Ravens and the Prophet

Fire on Mount Carmel - Chapter Ten

When [Ahab] saw Elijah, he said to him, ‘Is that you, you troubler of Israel?’
‘I have not made trouble for Israel,’ Elijah replied.
‘But you and your father’s family have.
You have abandoned the Lord’s commands
and have followed the Baals.’
(1 Kings 18:17-18)

It was always going to be a stormy confrontation. Ahab would have felt more than mildly apprehensive as he set out to meet the man he perceived to be his chief political opponent. The jittery king promptly accused Elijah of being the cause of all the trouble in Israel, but Elijah flung the taunt back in his face. ‘You’ve got it wrong, Ahab. This drought has come upon the nation because you chose to worship the Baals. You’re the real cause of all the trouble – not me!’

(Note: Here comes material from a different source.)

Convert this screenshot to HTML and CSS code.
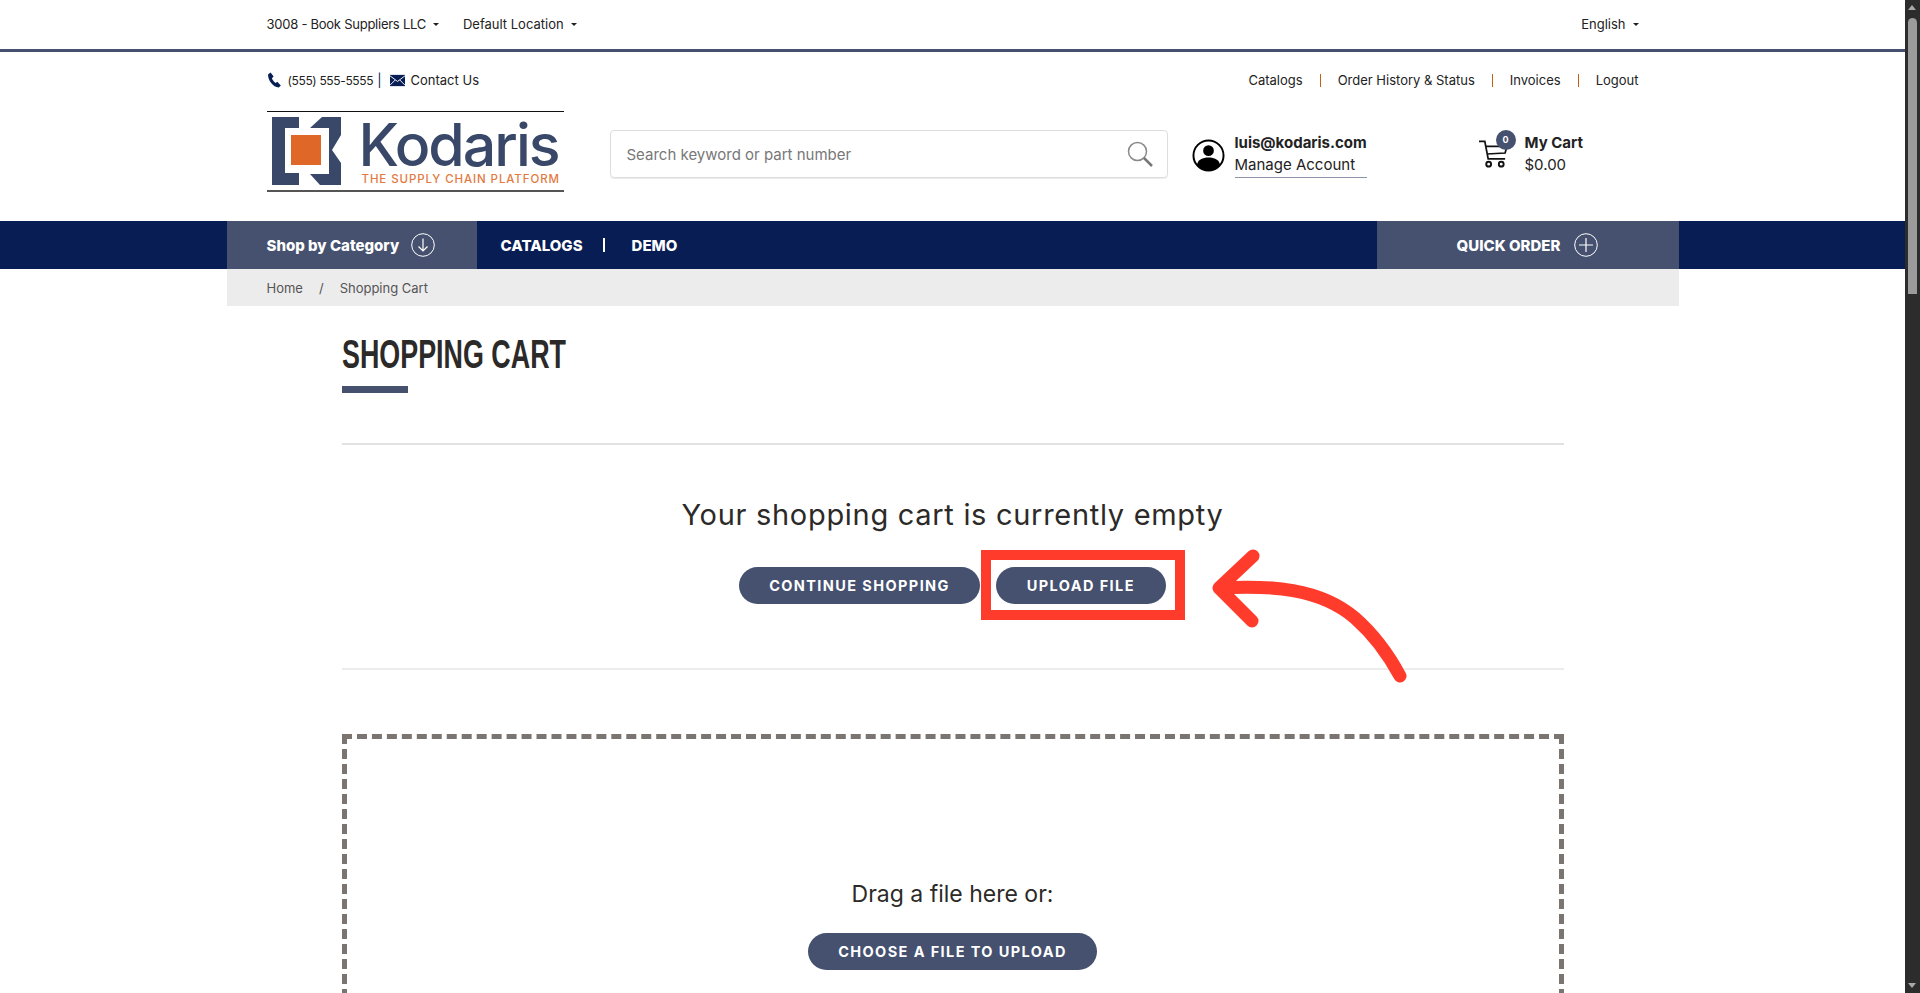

The king was dumbfounded. Nobody had ever had the nerve to speak to him like this. The prophet’s bravery struck him as forcibly as the truth he was speaking. Unable to deny the accusations, he agreed to the terms of the challenge Elijah proposed: an unprecedented contest which would demonstrate to the nation whether God or Baal was really Lord.(1)

Why did Ahab agree to meet Elijah face to face when he could have sent a patrol to arrest him? The answer is that when we obey what God has shown us to do, it is His joy to bring about the humanly impossible. Moreover, after three years of devastating drought, Ahab could hardly fail to realise the power of God’s word through Elijah. What he wanted to know now was whether Elijah really did have the power to make it rain again.

As word of the forthcoming contest was sent out, the people streamed westwards to join the 450 prophets of Baal on Mount Carmel. Prophets require a forum for their message, and Elijah knew that there would never be a better moment to call the nation back to God. At the top of his voice, he presented the people with the clearest challenge they had faced since the days of Joshua.(2) ‘Why do you labour for food that spoils and that does not endure to eternal life? If the Lord really is the supreme God, then why is He not also your supreme love? How long will you waver between two opinions? If the Lord is God, follow Him, but if Baal is God, follow Him. But the people said nothing.’(3)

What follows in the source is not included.